Though he played just 187 games in 2013–14 due to injuries, Pagan was a solid player when he was available. His absence from the lineup served as a critical blow to San Francisco's chances in '13 but was overcome with the help of Gregor Blanco and Travis Ishikawa last year. Pagan started this season well, hitting .336/.355/.427 though May 13 (arbitrary endpoint alert), but since then, he's scraped bottom at a .206/.254/.229 clip, generally from either the first or third spots in the lineup. Overall, his poor OPS+ and -8 DRS leave him at -0.7 WAR, worst among all centerfielders. With the Giants' outfield stretched thin by the absences of Hunter Pence (since returned) and Nori Aoki, he's playing far too often.
The defending AL champions have the best record in the league thus far, but it's been no thanks to Rios, who has been impossibly awful in 153 PA. To be fair, he missed seven weeks due to an fracture in his left hand, but since then he's been even more wretched, batting .197/.226/.214. His -1.1 WAR is tied with the desiccated remains of Grady Sizemore for the majors' worst at the position. With Alex Gordon hitting the DL, Kansas City would be well served by the addition of another outfield bat or two.
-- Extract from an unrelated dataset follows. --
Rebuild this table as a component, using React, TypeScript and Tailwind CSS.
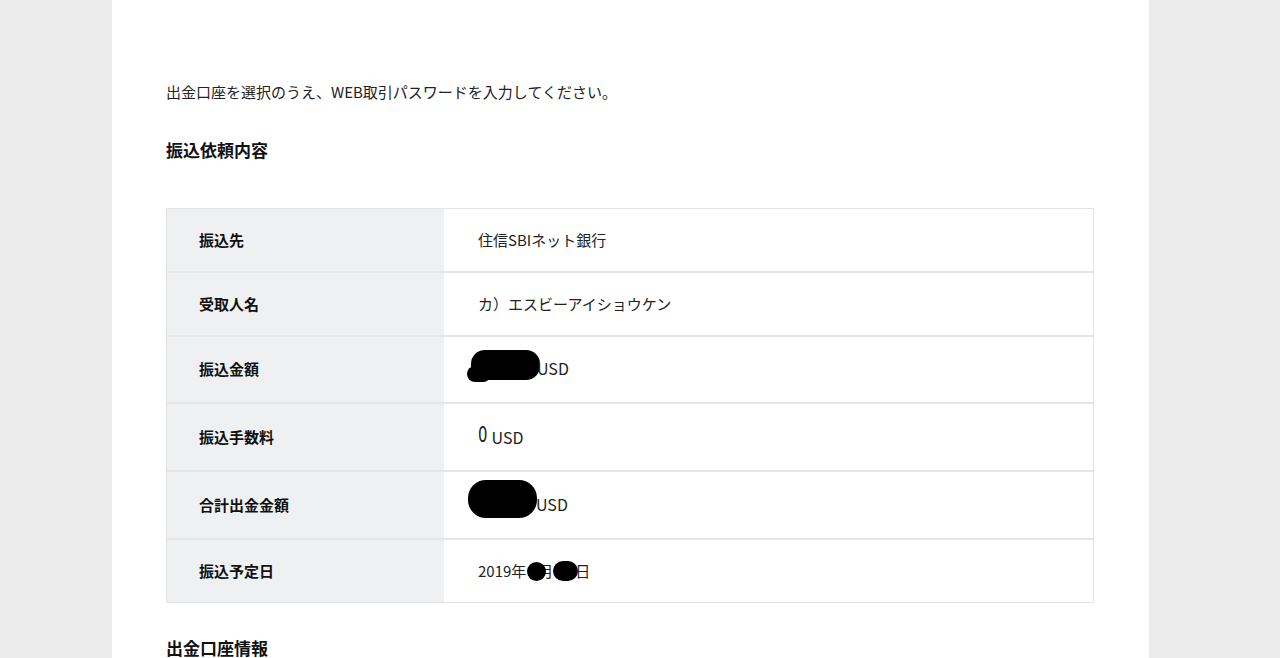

The signing of Butler to a three-year, $30 million deal after a career-worst season raised more than a few eyebrows this winter, and so far, Billy Beane's Country Breakfast has been tough to digest, particularly for a team with limited resources. Butler's -0.5 WAR and .261/.297/.365 showing against righties suggest that last year’s collapse was no fluke.
In my BP days, I rarely bothered to pick on struggling pitchers in this context, but the years have apparently hardened me. A solid member of Baltimore's rotation last year, Norris has seen his ERA nearly double thanks to a falling strikeout rate and a dreadful 2.0 homers per nine. Not only does he have a 5.69 FIP and -1.8 WAR—the majors' worst mark by six-tenths of a win—but his presence in the rotation helped force the far more promising Kevin Gausman to the bullpen early in the year as the O's struggled. Both have spent time on the DL since, but this was a significant misfire on the parts of Dan Duquette and Buck Showalter.
After leading the league with 48 saves last year, his first as a Mariner, Rodney's imaginary arrows have misfired wildly this year. Even while converting 12 of his first 14 save opportunities, his ERA could have been confused with a Boeing model number, and while he's been better since then, he's been supplanted at closer by Carson Smith. Rodney's peripherals are terrible across the board en route to a 5.09 FIP; his -0.5 WAR is the lowest of any pitcher with more than one save.